For more than 25 years the U.S. has engaged in a so-called “peace process” with Israeli and Palestinian representatives. But the U.S. role has remained extremely one-sided. The U.S. provides Israel $3 billion a year in aid and repeatedly uses its UN veto to shield Israel from criticism of its human rights abuses. The Palestinians are worse off. In the occupied West Bank and East Jerusalem, Israel continues to confiscate homes and land to expand Israeli settlements which violate international law. Since 1967 Israel has settled more than 500,000 of its citizens in the West Bank, and has been building a wall that separates neighboring towns and cuts off farmers from their fields. Many prominent human rights activists including former President Jimmy Carter and South African Archbishop Desmond Tutu have called the system of Israeli rule over Palestinian people “apartheid.”
In Gaza, 1.8 million Palestinians are crowded into a tiny enclave under continuous military and economic blockade. In the summer of 2014 Israel waged a merciless war on the impoverished population of Gaza. More than 2,000 Palestinians were killed. The vast majority were civilians, including more than 500 children; and the physical destruction was overwhelming. UE’s officers issued a statement expressing our union’s alarm and over 300 Holocaust survivors and descendants signed a full-page newspaper ad, that condemned the Israeli attack as genocide and declared, “never again must mean never again for anyone.” Yet incredibly, the U.S. Senate voted unanimously at the time to endorse Israel’s actions.

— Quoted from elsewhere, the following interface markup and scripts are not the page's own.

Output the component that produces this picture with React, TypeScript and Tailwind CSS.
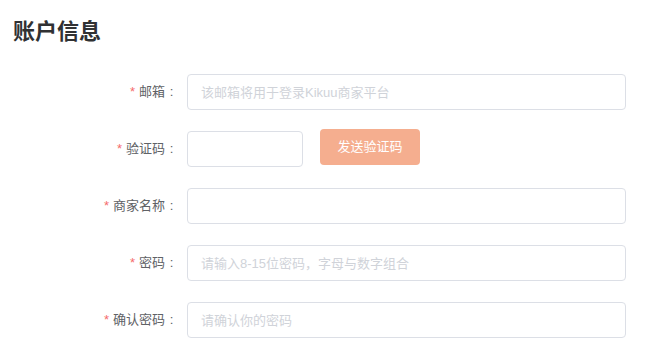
const font = "font-['Microsoft_YaHei','Liberation_Sans','Noto_Sans_CJK_SC',sans-serif]";

type Row = { label: string; placeholder?: string; code?: boolean };

const rows: Row[] = [
  { label: '邮箱', placeholder: '该邮箱将用于登录Kikuu商家平台' },
  { label: '验证码', code: true },
  { label: '商家名称' },
  { label: '密码', placeholder: '请输入8-15位密码，字母与数字组合' },
  { label: '确认密码', placeholder: '请确认你的密码' },
];

const inputCls =
  'h-[36px] rounded-[4px] border border-[#dcdfe6] bg-white px-[13px] text-[13px] text-[#606266] outline-none placeholder:text-[#d0d3d9]';

const App = () => {
  return (
    <div className={`min-h-[362px] w-[646px] bg-white ${font}`}>
      <div className="pl-[13px] pt-[17px]">
        <h2 className="text-[22px] leading-[30px] font-bold text-[#303133]">账户信息</h2>
      </div>

      <form className="mt-[27px] flex flex-col gap-[21px]">
        {rows.map((r) => (
          <div key={r.label} className="flex items-center">
            <label className="w-[187px] shrink-0 pr-[9px] text-right text-[13px] leading-[36px] text-[#606266]">
              <span className="mr-[4px] text-[#f56c6c]">*</span>
              {r.label}
              <span className="inline-block w-[13px] text-center">:</span>
            </label>
            {r.code ? (
              <div className="flex items-center gap-[17px]">
                <input className={`${inputCls} w-[116px]`} />
                <button
                  type="button"
                  className="-mt-[4px] h-[36px] w-[100px] rounded-[4px] bg-[#f5ae8f] text-[13px] text-white"
                >
                  发送验证码
                </button>
              </div>
            ) : (
              <input className={`${inputCls} w-[439px]`} placeholder={r.placeholder} />
            )}
          </div>
        ))}
      </form>
    </div>
  );
};

export default App;
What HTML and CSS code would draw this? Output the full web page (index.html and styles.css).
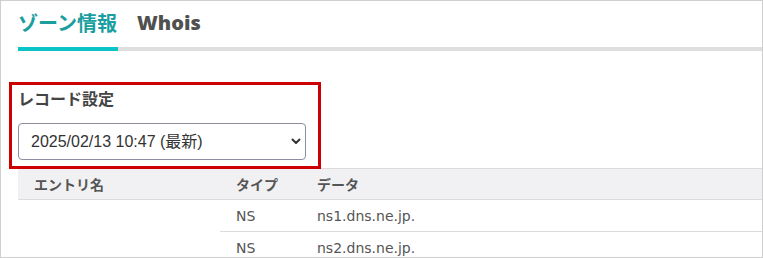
FILE: index.html
```html
<!DOCTYPE html>
<html lang="ja">
<head>
<meta charset="utf-8">
<link rel="stylesheet" href="styles.css">
</head>
<body>
<div class="frame">
  <div class="tabs">
    <div class="tab tab-active">ゾーン情報</div>
    <div class="tab tab-whois">Whois</div>
  </div>
  <div class="record">
    <div class="highlight"></div>
    <div class="record-title">レコード設定</div>
    <div class="select-wrap">
      <select class="select">
        <option>2025/02/13 10:47 (最新)</option>
      </select>
      <svg class="chevron" width="10" height="7" viewBox="0 0 10 7"><path d="M1.5 1.5 L5 5 L8.5 1.5" fill="none" stroke="#333" stroke-width="2" stroke-linecap="round" stroke-linejoin="round"/></svg>
    </div>
  </div>
  <table class="records">
    <thead>
      <tr>
        <th class="col-name">エントリ名</th>
        <th class="col-type">タイプ</th>
        <th class="col-data">データ</th>
      </tr>
    </thead>
    <tbody>
      <tr>
        <td class="name-cell" rowspan="2"></td>
        <td>NS</td>
        <td>ns1.dns.ne.jp.</td>
      </tr>
      <tr>
        <td>NS</td>
        <td>ns2.dns.ne.jp.</td>
      </tr>
    </tbody>
  </table>
</div>
</body>
</html>
```
FILE: styles.css
```css
html, body {
  margin: 0;
  padding: 0;
  background: #fff;
}
.frame {
  width: 763px;
  height: 258px;
  box-sizing: border-box;
  border: 1px solid #cfcfcf;
  padding-left: 17px;
  overflow: hidden;
  font-family: "Noto Sans CJK JP", "Noto Sans", sans-serif;
  color: #444;
}
.tabs {
  display: flex;
  gap: 19px;
  border-bottom: 4px solid #dedede;
}
.tab {
  padding-top: 8px;
  padding-bottom: 10px;
  line-height: 28px;
  font-size: 20px;
  font-weight: 700;
  margin-bottom: -4px;
  border-bottom: 4px solid transparent;
}
.tab-active {
  color: #1a9e9f;
  border-bottom-color: #0cc4c6;
  width: 100px;
}
.tab-whois {
  color: #505050;
  font-family: "Open Sans", "Noto Sans", sans-serif;
  font-weight: 800;
  font-size: 20px;
}
.record {
  position: relative;
  padding-top: 35px;
}
.highlight {
  position: absolute;
  left: -9px;
  top: 31px;
  width: 312px;
  height: 87px;
  box-sizing: border-box;
  border: 3px solid #cc0000;
  pointer-events: none;
}
.record-title {
  font-size: 16px;
  font-weight: 700;
  line-height: 24px;
  color: #444;
}
.select-wrap {
  position: relative;
  width: 288px;
  margin-top: 13px;
}
.select {
  appearance: none;
  -webkit-appearance: none;
  width: 288px;
  height: 37px;
  box-sizing: border-box;
  border: 1px solid #8f8da3;
  border-radius: 4px;
  background: #fff;
  padding: 0 0 0 12px;
  font-family: "Liberation Sans", "Noto Sans CJK JP", sans-serif;
  font-size: 16px;
  color: #333;
  display: block;
}
.chevron {
  position: absolute;
  right: 5px;
  top: 15px;
  pointer-events: none;
}
.records {
  margin-top: 8px;
  width: 744px;
  border-collapse: separate;
  border-spacing: 0;
  table-layout: fixed;
}
.records th {
  background: #f1f1f3;
  border-top: 1px solid #dcdcdc;
  border-bottom: 1px solid #dcdcdc;
  height: 30px;
  padding: 0 0 0 16px;
  text-align: left;
  font-size: 14px;
  font-weight: 700;
  color: #555;
  vertical-align: middle;
}
.col-name { width: 186px; }
.col-type { width: 65px; }
.records td {
  height: 31px;
  padding: 0 0 0 16px;
  border-bottom: 1px solid #dcdcdc;
  font-family: "DejaVu Sans", sans-serif;
  font-size: 14px;
  color: #555;
  vertical-align: middle;
}
.records td.name-cell {
  border-bottom: 1px solid #dcdcdc;
}
```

The source of the conflict goes back to the origins of the State of Israel. The population was overwhelmingly Palestinian Arab (Muslim and Christian) before 1947-48, when well-armed Zionist militias seized most of the territory of Palestine and expelled 750,000 people from their cities, villages and farms. They executed much of the Palestinian leadership and declared the founding of the State of Israel. As a result millions of Palestinians are refugees both in the occupied territories and in other countries. Israel prohibits their return to their homes.
In recent years racism and extremism in Israel has grown more severe. One-fifth of Israeli citizens are Palestinians who survived ethnic cleansing. Some members of parliament, including cabinet members in Prime Minister Benyamin Netanyahu’s government, call for stripping their citizenship and expelling them. Some also call for expelling all Palestinians from the West Bank and Gaza and annexing them to Israel. The “peace process”, supposedly aimed at negotiating the terms of Palestinian statehood in those territories, has been dead at least since March when Netanyahu, in his reelection campaign, declared he would never accept a Palestinian state.
In July 2005 Palestinian trade unions and hundreds of Palestinian civil society organizations called for a worldwide campaign of boycotts to pressure Israel to end its apartheid over the Palestinians. This has developed into a global movement called Boycott, Disinvestment, Sanctions. BDS was modeled after the 1980s international solidarity campaign that put economic pressure on South Africa’s government which helped end apartheid.
The summer 2014 Israeli attack on Gaza increased worldwide support for BDS. UE Local 150 endorsed BDS. The largest union in Britain, UNITE, endorsed BDS in July 2014. UAW Local 2865, which represents 13,000 graduate employees of the University of California, also endorsed BDS last year. COSATU, the Congress of South African Trade Unions that helped defeat apartheid in that country, is a strong backer of BDS. Many progressive Jewish organizations and individuals, in the U.S., Israel and elsewhere actively support BDS as a way to bring about peace and justice for the people of Israel and Palestine.
THEREFORE, BE IT RESOLVED THAT THIS 74th UE CONVENTION:
1. Calls on Congress and the Administration to end all U.S. military aid to Israel; and to pressure Israel to end the occupation of the West Bank and East Jerusalem and the siege of Gaza and negotiate a peace agreement on the basis of equality, democracy, and human rights for the Palestinian and Israeli people, including Palestinian self determination and the right of return for refugees.
2. Endorses the BDS movement and urges the union at all levels to become engaged in BDS and the movement for peace, justice and equality between the Palestinians and Israelis.